The cost of living in Lafayette hovers at 32 percent above San Francisco’s average. Take the BART directly from the Lafayette station to San Francisco for $4.75, and a one-ride bus ticket costs $2. Be prepared for sky-high rental rates, which on average rest at $2,296 for a one-bedroom
apartment. A beer costs you over $6 at a local bar. Gas prices cost about 23 percent greater than the national average.
The endless shopping options in downtown Lafayette can be found along Mount Diablo Boulevard, where high-end boutiques, chain retailers and eclectic thrift stores abound.

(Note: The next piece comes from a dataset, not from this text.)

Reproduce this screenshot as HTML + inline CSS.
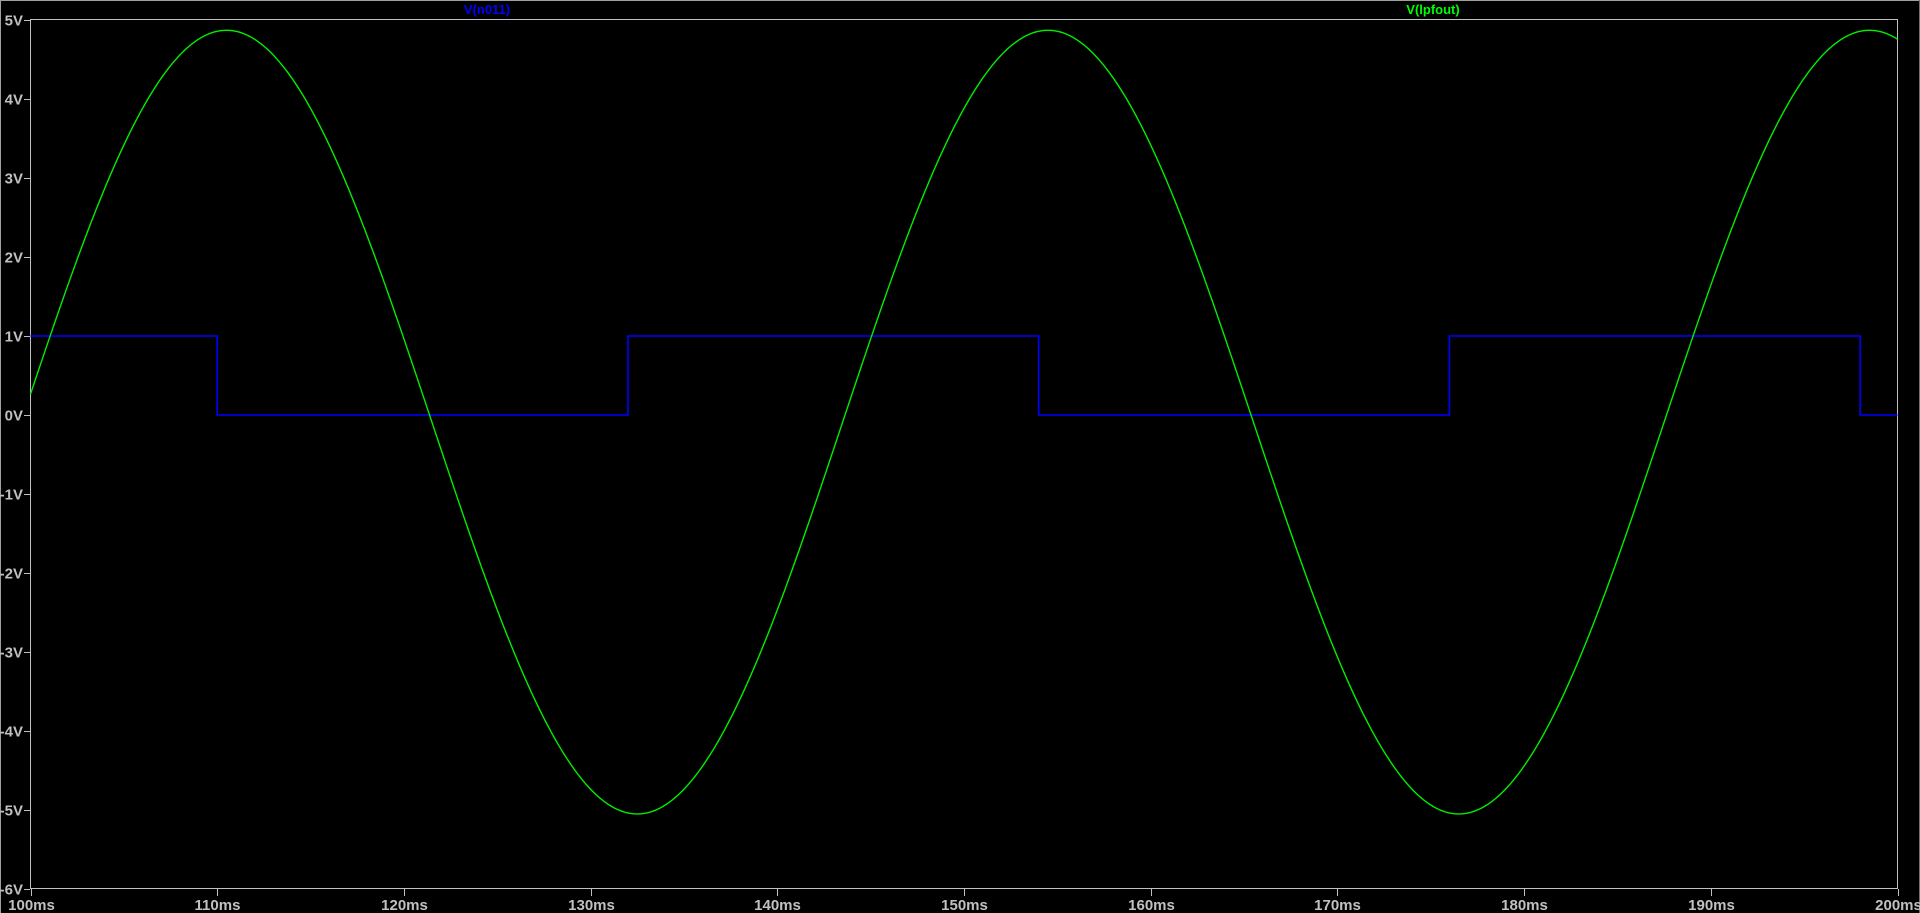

For local brands on the higher-end, head to the men and women’s clothing shop Venture Quality Goods, featuring stylish, well-made items either designed or made in California.
Unearth objects from different time periods at Nifty Thrift, held in a house in the center of downtown. All proceeds benefit the local non-profit Futures Explored, and one of the programs provides disabled adults with work-related skills by employing them at this thrift shop.
You can check items off of your grocery list at several chains on Mount Diablo Boulevard, such as Safeway, Trader Joe’s or Whole Foods Market. Head to Diablo Foods for specialty groceries and artisan deli items at a family-owned moderately sized store. Find rare health foods and vitamins at locally-owned Open Sesame.
For locally grown fruits and veggies, venture to nearby towns for the Diablo Valley Farmer’s Market in Walnut Creek on Saturdays and the Moraga Farmer’s Market on Sundays.
Lafayette’s pride and joy when it comes to outdoor recreation lies in the Lafayette Reservoir, where locals jog, hike and walk their dogs on trails through the trees surrounding a large, picturesque reservoir. Open for day-use only, take a picnic for the family, and find a spot on the trail around the perimeter of the reservoir, or gather a group and barbecue at one of the designated picnic areas. Watch people fish and boat as you take in views of the mound-like hills and general natural beauty of Lafayette’s landscape. With no scheduled events, this recreation area remains open to the public year-round, and parking costs $7 per day.